Акциния Наксоса вся армия знала по кличке Акси Добряк, хотя добрым его постеснялась бы назвать и собственная мать. Впрочем, мать свою он никогда не видел, и что она могла бы сказать о своем сыне, ему было совершенно неинтересно. Он не был ни добрым, ни злым, никто бы не смог с уверенностью сказать, что когда-нибудь слышал его громкий смех или видел вспышку его ярости. Он был бесстрастен, абсолютно бесстрастен и рационален. На его малоподвижном лице навсегда застыла маска скрытого раздражения человека, которому осточертел окружающий его мир. Если надо было быть жестким, отрезать кому-то ухо, чтобы вернуть долг, его люди отрезали, если калечить не было необходимости, то обходились простым мордобоем, но в любом случае перед экзекуцией, он, смотря прямо в глаза, монотонно и едва слышно долго внушал жертве о первородности добра и недопустимости зла, тайных происках алчности и стяжательства.
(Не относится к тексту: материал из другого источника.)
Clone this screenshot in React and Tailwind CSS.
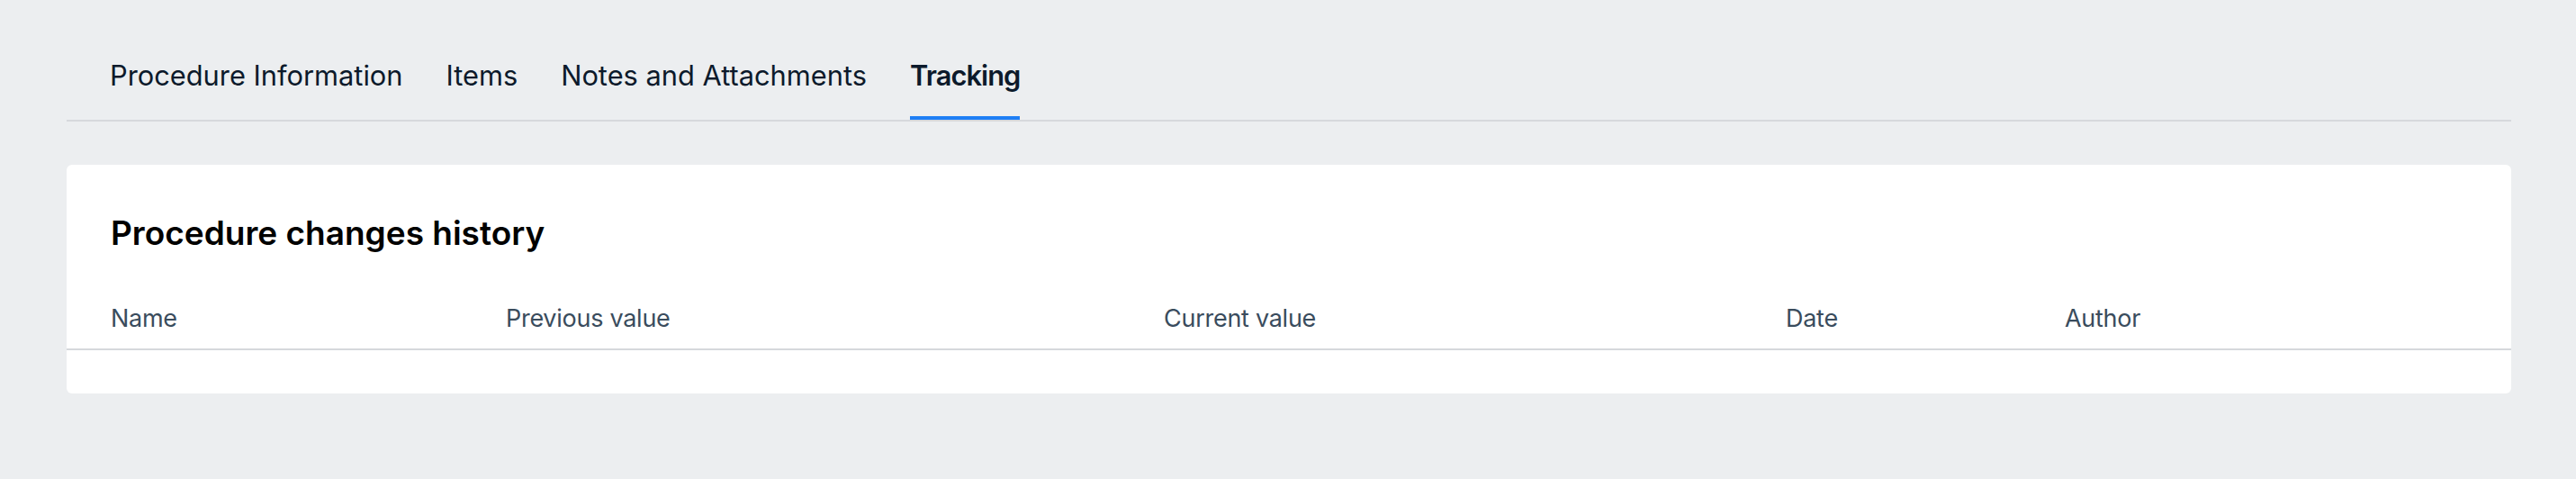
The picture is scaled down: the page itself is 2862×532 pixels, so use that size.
import React from 'react';

const tabs = ['Procedure Information', 'Items', 'Notes and Attachments', 'Tracking'];

const columns = [
  { label: 'Name', cls: 'pl-[49px]' },
  { label: 'Previous value', cls: '' },
  { label: 'Current value', cls: '' },
  { label: 'Date', cls: '' },
  { label: 'Author', cls: '' },
];

function Tabs({ active }) {
  return (
    <div className="flex border-b-2 border-[#d6d8dc] pl-[48px] gap-[48px]">
      {tabs.map((tab) => (
        <button
          key={tab}
          className={
            'pb-[27px] border-b-4 text-[30.8px] leading-[36px] text-[#0c1a2b] ' +
            (tab === active
              ? 'border-[#1f7ff5] font-semibold tracking-[-0.03em]'
              : 'border-transparent font-normal')
          }
        >
          {tab}
        </button>
      ))}
    </div>
  );
}

function HistoryTable() {
  return (
    <div className="bg-white rounded-md mt-[48px] pt-[54px] pb-[48px]">
      <h2 className="pl-[49px] text-[37px] leading-[44px] font-semibold text-black">
        Procedure changes history
      </h2>
      <div className="mt-[57px] grid grid-cols-[488px_731px_691px_310px_1fr] border-b-2 border-[#d6d8dc] pb-[17px]">
        {columns.map((col) => (
          <div key={col.label} className={'text-[27px] leading-[32px] tracking-[-0.01em] text-[#3a4c5d] ' + col.cls}>
            {col.label}
          </div>
        ))}
      </div>
    </div>
  );
}

export default function App() {
  return (
    <div className="min-h-[532px] bg-[#eceef0] pt-[66px] pl-[74px] pr-[72px] font-['Inter',sans-serif]">
      <Tabs active="Tracking" />
      <HistoryTable />
    </div>
  );
}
Акси шел впереди своего небольшого каравана, два больших фургона, с десяток вьючных лошадей, погонщики, слуги и пара его верных бойцов, Клешня и Мера. Вокруг догорали остатки деревни, сновали какие-то варвары, растаскивая все, что не разграбили до них. Наксос морщил нос от запаха гари, раздумывая о том, что армия, наконец-то остановилась и, судя по высоте стен осажденного города, надолго. Значит надо подыскивать место для заведения и желательно что-нибудь понадежнее, поскольку, как подсказывал опыт, полотнище шатра никогда не рассматривалось пьяной солдатней, как серьезное препятствие. Вино, шлюхи, гашиш – Акси имел лицензию имперской канцелярии на все виды разрешенных в армии развлечений, и, надо сказать, лицензия эта стоила ему немало. Приходилось платить чиновникам в столице, наместникам в провинции, военным из штаба стратилата, ну и, конечно же, форс-мажор, неизменно сопутствующий в его деле.
Они уже выходили из деревни, когда Клешня толкнул Наксоса, указывая на каким-то чудом уцелевшую конюшню. Стены из колотого гранита, пара стрельчатых окон на самом верху и даже почти полностью уцелевшая соломенная крыша. На фоне бушующего огня, черных пожарищ и стелющегося серого дыма этот огромный незатронутый войной сарай смотрелся как чудо, как мираж, наведенный чьей-то колдовской рукой.
– Надо брать, хозяин. – Простоватый Клешня нетерпеливо теребил пострадавшую от правосудия Царского города левую руку. Акциний и сам понимал, что этот сарай настоящий подарок. Лучше и быть не могло, но это-то и останавливало. Он медлил, не любил он сюрпризы и подарки, справедливо полагая, что за все рано или поздно придется платить, да и внутренний голос надрывался от крика: “Не ходи! Не ходи! Не ходи!” А своей интуиции он привык доверять как никому, потому-то и был жив до сих пор. Пауза затягивалась, но все терпеливо замерли в ожидании, и только лошади, позвякивая сбруей, вытягивали шеи, пытаясь дотянуться до придорожной травы.
– Ладно, берем. – Наксос шагнул вперед, и весь караван, уставший от бесконечных переходов, вздохнув с облегчением, последовал за ним.
Они уже подходили к зданию, когда из-за развалин сгоревшего дома выскочил полуголый варвар с безумно-счастливым выражением на перепачканном сажей лице. В руке он держал пылающий факел, и его желание зашвырнуть его вовнутрь сарая ни у кого не вызывало сомнений. Акциний остановил рванувшегося было Клешню:
– Убери нож. Это же гавелины, тронешь одного, их тут же примчится с полсотни, чтобы выпустить тебе кишки. Да и нам заодно. – И уже обращаясь к пробегающему мимо них дикарю:
– Эй, милейший. Не продашь ли ты мне свой факел? – Акси не знал ни одного языка, кроме общепринятого в империи туринского, но его язык жестов понимали буквально все. Вот и сейчас гавелин остановился, уставившись безумным взглядом на серебряный динар, блеснувший в руке Наксоса. Потом они еще некоторое время размахивали руками, обмениваясь мнениями и разговаривая при этом каждый на своем языке. Наконец варвар сунул факел в руки Акциния, схватил динар и, развернувшись, отправился туда, откуда он только что прибежал.
– Если подумать, что к этой горящей палке прилагается еще вполне пригодный сарай, то получается не так уж и дорого. – После этой глубокомысленной фразы, которую Акси, задумавшись, произнес вслух, весь караван взорвался. Гоготали погонщики и слуги, Клешня и Мера давились от хохота. Шлюхи в фургоне вытирали заплаканные от смеха глаза, смеялись все, естественно кроме Акциния, тот продолжал невозмутимо рассматривать свою покупку.